Suppressor cell activity and phenotypes in the blood or tissues of patients with leprosy.

Suppressor cell activity has been demonstrated in the peripheral blood of patients with leprosy. Cells bearing the suppressor/cytotoxic phenotype have been enumerated in both peripheral blood and tissues, and microanatomical differences in tissue distribution have been observed. This first generation of studies has been characterized by considerable disagreement, a not unusual circumstance in the study of leprosy. In the case of blood suppressor cell activity, there appears to be no doubt as to its existence, but much uncertainty regarding its distribution. Concerning peripheral blood phenotypic suppressor cells, the observed differences in lepromatous and ENL patients may well reflect differences in methods used. Concerning phenotypic suppressor cells in tissue, there is no agreement as to their numbers or microanatomical distribution across the spectrum of leprosy or in its reaction states. Although these observational differences make firm conclusions impossible, this first generation of studies has provided new ways of considering old problems. For example, lepromin unresponsiveness might be a consequence of active cellular suppression.
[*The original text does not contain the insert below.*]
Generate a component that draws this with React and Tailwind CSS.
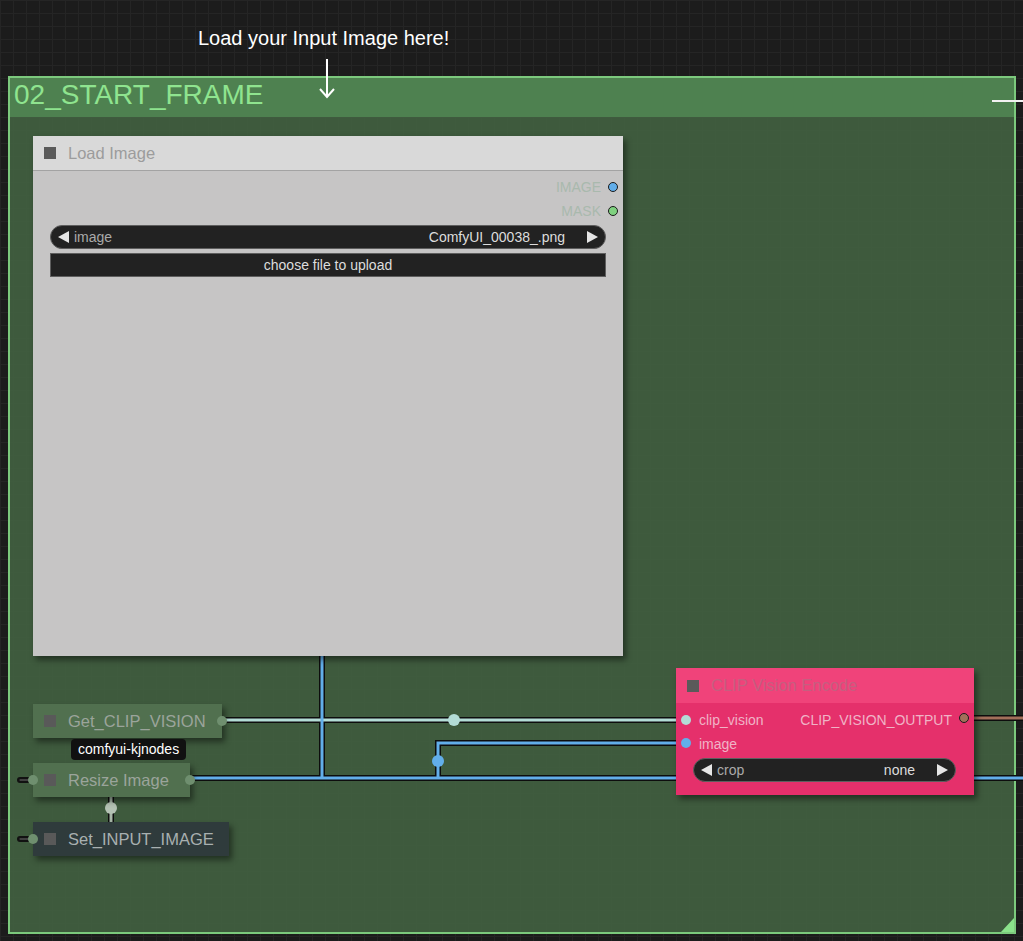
const font = "font-['Liberation_Sans',Arial,sans-serif]";

function Slot({ color, className = '' }) {
  return (
    <span
      className={`absolute w-[10px] h-[10px] rounded-full border border-[#1a1a1a] ${className}`}
      style={{ backgroundColor: color }}
    />
  );
}

function Combo({ label, value }) {
  return (
    <div className="flex items-center h-[24px] rounded-full bg-[#222] border border-[#5e5e5e] px-[7px] text-[14px]">
      <span className="w-0 h-0 border-y-[6px] border-y-transparent border-r-[11px] border-r-[#e6e6e6]" />
      <span className="ml-[5px] text-[#aaa]">{label}</span>
      <span className="ml-auto mr-[22px] text-[#ddd]">{value}</span>
      <span className="w-0 h-0 border-y-[6px] border-y-transparent border-l-[11px] border-l-[#e6e6e6]" />
    </div>
  );
}

function SmallNode({ title, left, top, width, bg, text, inputDot, outputDot }) {
  return (
    <div
      className="absolute h-[34px] flex items-center px-[11px] gap-[12px] shadow-[3px_4px_6px_rgba(0,0,0,0.45)]"
      style={{ left, top, width, backgroundColor: bg }}
    >
      <span className="w-[12px] h-[12px] bg-[#595959] shrink-0" />
      <span className="text-[16.5px]" style={{ color: text }}>{title}</span>
      {inputDot && <Slot color="#6f8f6f" className="left-[-5px] top-[12px] border-0" />}
      {outputDot && <Slot color="#6f8f6f" className="right-[-5px] top-[12px] border-0" />}
    </div>
  );
}

export default function App() {
  return (
    <div
      className={`relative w-[1023px] h-[941px] overflow-hidden bg-[#1c1c1c] bg-[linear-gradient(to_right,#252525_1px,transparent_1px),linear-gradient(to_bottom,#252525_1px,transparent_1px)] bg-[size:13px_13px] ${font}`}
    >
      {/* note above the group */}
      <div className="absolute left-[198px] top-[28px] text-[20px] text-white leading-none">
        Load your Input Image here!
      </div>

      {/* group frame */}
      <div className="absolute left-[8px] top-[76px] w-[1008px] h-[858px] border-2 border-[#7cc97d] bg-[rgba(65,96,64,0.92)] flex flex-col">
        <div className="h-[39px] bg-[#4e8150] flex items-center pl-[4px] pb-[5px] text-[28px] text-[#8fe48f] leading-none">
          02_START_FRAME
        </div>
        <div className="flex-1" />
        <div className="absolute right-0 bottom-0 w-0 h-0 border-l-[13px] border-l-transparent border-b-[14px] border-b-[#8be28b]" />
      </div>

      {/* links */}
      <svg className="absolute inset-0" width="1023" height="941">
        <g fill="none" strokeLinecap="butt">
          <path d="M322 656 V778" stroke="#0d0d0d" strokeWidth="6" />
          <path d="M190 778 H1023" stroke="#0d0d0d" strokeWidth="6" />
          <path d="M438 778 V743 H686" stroke="#0d0d0d" strokeWidth="6" />
          <path d="M222 720 H686" stroke="#0d0d0d" strokeWidth="6" />
          <path d="M964 718 H1023" stroke="#0d0d0d" strokeWidth="6" />
          <path d="M111 797 V822" stroke="#0d0d0d" strokeWidth="6" />

          <path d="M222 720 H686" stroke="#b3dcd6" strokeWidth="3" />
          <path d="M322 656 V778" stroke="#62aeea" strokeWidth="3" />
          <path d="M190 778 H1023" stroke="#62aeea" strokeWidth="3" />
          <path d="M438 778 V743 H686" stroke="#62aeea" strokeWidth="3" />
          <path d="M964 718 H1023" stroke="#a26f5a" strokeWidth="3" />
          <path d="M111 797 V822" stroke="#a9b7a9" strokeWidth="3" />

          <path d="M20 780 H33" stroke="#111" strokeWidth="6" strokeLinecap="round" />
          <path d="M20 839 H33" stroke="#111" strokeWidth="6" strokeLinecap="round" />
          <path d="M20 780 H33" stroke="#cfcfcf" strokeWidth="1" strokeLinecap="round" opacity="0.5" />
          <path d="M20 839 H33" stroke="#cfcfcf" strokeWidth="1" strokeLinecap="round" opacity="0.5" />

          <path d="M992 101 H1023" stroke="#f2f2f2" strokeWidth="2" />
        </g>
        <circle cx="454" cy="720" r="6" fill="#b3dcd6" />
        <circle cx="438" cy="761" r="6" fill="#62aeea" />
        <circle cx="111" cy="808" r="6" fill="#b4c2b4" />
      </svg>

      {/* Load Image */}
      <div className="absolute left-[33px] top-[136px] w-[590px] h-[520px] bg-[#c6c5c5] shadow-[3px_4px_6px_rgba(0,0,0,0.45)] flex flex-col">
        <div className="h-[35px] bg-[#d9d9d9] border-b border-[#a3a3a3] flex items-center px-[11px] gap-[12px]">
          <span className="w-[12px] h-[12px] bg-[#5a5a5a]" />
          <span className="text-[16.5px] text-[#9c9c9c]">Load Image</span>
        </div>
        <div className="relative flex flex-col pt-[4px]">
          <div className="relative h-[24px] flex items-center justify-end pr-[22px] text-[14px] text-[#a9b9ad]">
            IMAGE
            <Slot color="#62aeea" className="right-[5px] top-[7px]" />
          </div>
          <div className="relative h-[24px] flex items-center justify-end pr-[22px] text-[14px] text-[#a9b9ad]">
            MASK
            <Slot color="#7fd17f" className="right-[5px] top-[7px]" />
          </div>
          <div className="mx-[17px] mt-[2px] flex flex-col gap-[4px]">
            <Combo label="image" value="ComfyUI_00038_.png" />
            <div className="h-[24px] bg-[#222] border border-[#5e5e5e] flex items-center justify-center text-[14px] text-[#ddd]">
              choose file to upload
            </div>
          </div>
        </div>
      </div>

      {/* kjnodes helpers */}
      <SmallNode title="Get_CLIP_VISION" left={33} top={704} width={189} bg="#51704f" text="#9ba49b" outputDot />
      <div className="absolute left-[71px] top-[739px] px-[7px] h-[21px] rounded-[4px] bg-[#111] flex items-center text-[14px] text-white">
        comfyui-kjnodes
      </div>
      <SmallNode title="Resize Image" left={33} top={763} width={157} bg="#51704f" text="#9ba49b" inputDot outputDot />
      <SmallNode title="Set_INPUT_IMAGE" left={33} top={822} width={196} bg="#2f3b3c" text="#a8b0b0" inputDot />

      {/* CLIP Vision Encode */}
      <div className="absolute left-[676px] top-[668px] w-[298px] h-[127px] bg-[#e5306b] shadow-[3px_4px_6px_rgba(0,0,0,0.45)] flex flex-col">
        <div className="h-[35px] bg-[#f0437a] flex items-center px-[11px] gap-[12px]">
          <span className="w-[12px] h-[12px] bg-[#5a5a5a]" />
          <span className="text-[16.5px] text-[#c55f80]">CLIP Vision Encode</span>
        </div>
        <div className="relative pt-[5px] text-[14px] text-[#f0b3c6]">
          <div className="relative h-[24px] flex items-center pl-[23px]">
            clip_vision
            <span className="ml-auto mr-[22px]">CLIP_VISION_OUTPUT</span>
            <Slot color="#b3dcd6" className="left-[5px] top-[7px] border-0" />
            <Slot color="#a26f5a" className="right-[5px] top-[5px]" />
          </div>
          <div className="relative h-[24px] flex items-center pl-[23px]">
            image
            <Slot color="#62aeea" className="left-[5px] top-[6px] border-0" />
          </div>
          <div className="ml-[17px] mr-[18px] mt-[2px]">
            <Combo label="crop" value="none" />
          </div>
        </div>
      </div>

      {/* arrow from the note */}
      <svg className="absolute left-[317px] top-[58px]" width="20" height="42">
        <path d="M10 1 V39 M3 31 L10 39 L17 31" fill="none" stroke="#fff" strokeWidth="2" />
      </svg>
    </div>
  );
}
Differences in the numbers (or percentages) of the suppressor phenotype in blood or tissues of lepromatous patients with or without ENL reopens the door to the possibility of cell-mediated immune mechanisms in the pathogenesis of ENL. The identification of defective suppressor cells as important in the pathogenesis of hypergammaglobulinaemia is of interest in and of itself, but also gives rise to the possibility that other kinds of phenomena may be a consequence of defective or effete suppressor mechanisms. The observation of microanatomical differences in the distribution of the suppressor phenotype in tuberculoid and lepromatous leprosy indicates that effective or ineffective immunity might be a sequela of particular interactions between the suppressor/cytotoxic and helper/inducer phenotypes, and that these interactions merit further study. These new perspectives may be subject to experimental testing by the next generation of studies, which will surely include the techniques of clonal expansion and limiting dilution, as well as the study of interleukins 1 and 2.